Lewis arrived at the Field Museum of Natural History in March 1907 after receiving his doctorate in anthropology at Columbia University the previous spring. He was the second student of Franz Boas to be hired by the Field Museum, William Jones, the first Native American to earn an anthropology degree, being the other. A year after his arrival, Lewis was promoted to assistant curator of African and Melanesian ethnology. It is here at the Field Museum that Lewis came to fully appreciate the previous emphasis of material culture that he experienced during his time at Columbia University with Boas. Collecting examples of material culture and their data for the museum was of high significance to Lewis. Lewis's enduring legacy remains the collection of close to 14,000 objects that were acquired during the four-year Joseph N. Field South Pacific Expedition. Lewis would take charge of the expedition from May 1909 until about June 1913. After his return from the exhibition in 1913, Lewis spent the remainder of his time at the Field Museum cataloging collections and preparing exhibits that would demonstrate the areas of cultural diversity in Melanesia. Creating one of the largest and well known exhibits about Melanesia, Lewis opened the Joseph N. Field Hall for display in 1921 and it remained mostly unchanged until its renovation in 1986. He held the position of curator of Melanesian Ethnology at the Field Museum from 1936 up until the time of his death in 1940.
When Dorsey finally found funding to further Lewis anthropological studies for the museum, they resulted in what would be panicle of Lewis’ research: the Joseph N. Field South Pacific Expedition. Joseph N. Field, the older brother to the museum’s founder, Marshall Field of the department store chain, endorsed the expedition that led to building blocks of Lewis’ life work. As the leader of the expedition, Lewis and his team left Chicago in May 1909 bound for Fiji. Researching the regions of New Guinea, New Britain, and New Caledonia, Lewis traveled to numerous other areas, amassing an ethnographic collection for the Field Museum unparalleled anywhere in the world.

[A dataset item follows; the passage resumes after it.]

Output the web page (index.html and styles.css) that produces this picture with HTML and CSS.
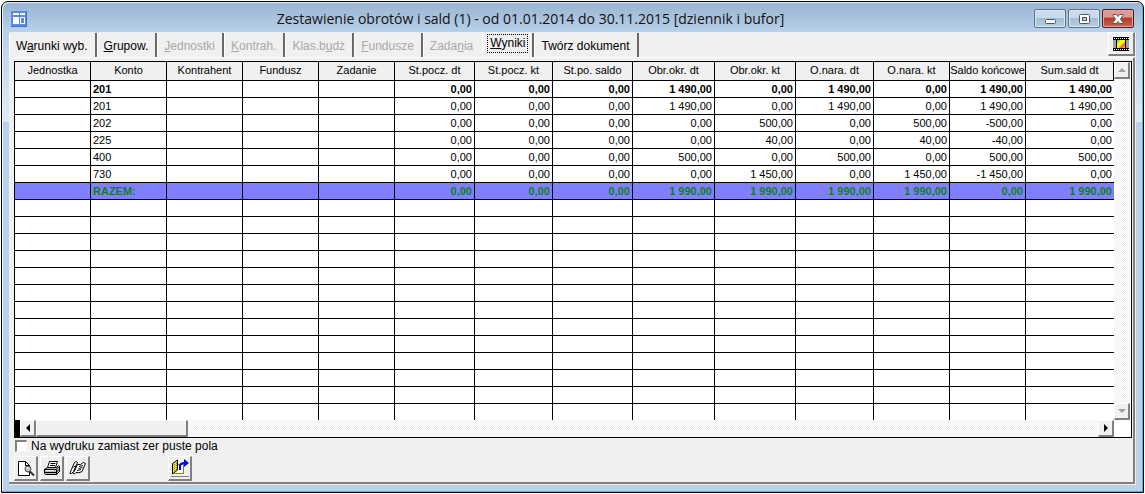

Not only did Lewis gather over 14,000 objects during his four-year expedition in the South Pacific, but he also created one of the best documented collections of its kind in the world. In an effort to expand the newly formed Field Museum’s collection base and establish it as a world-class scientific and educational institution, Lewis created extensive documentation to accompany the artifacts that were shipped back to Chicago. Lewis’s collection documentation contains nearly 1,600 surviving expedition photographs, specimen lists documenting items collects, field diaries, and expedition correspondence. Systematically recording information about the objects in his collection, Lewis went beyond typical practices of the time of just noting where objects were made and also documented information such as materials, uses, and local names of objects. The A. B. Lewis collection contains objects from close to 300 communities dispersed through Melanesia. Lewis would go on to view both his immense collection and the experience of the expedition as two of his greatest achievements.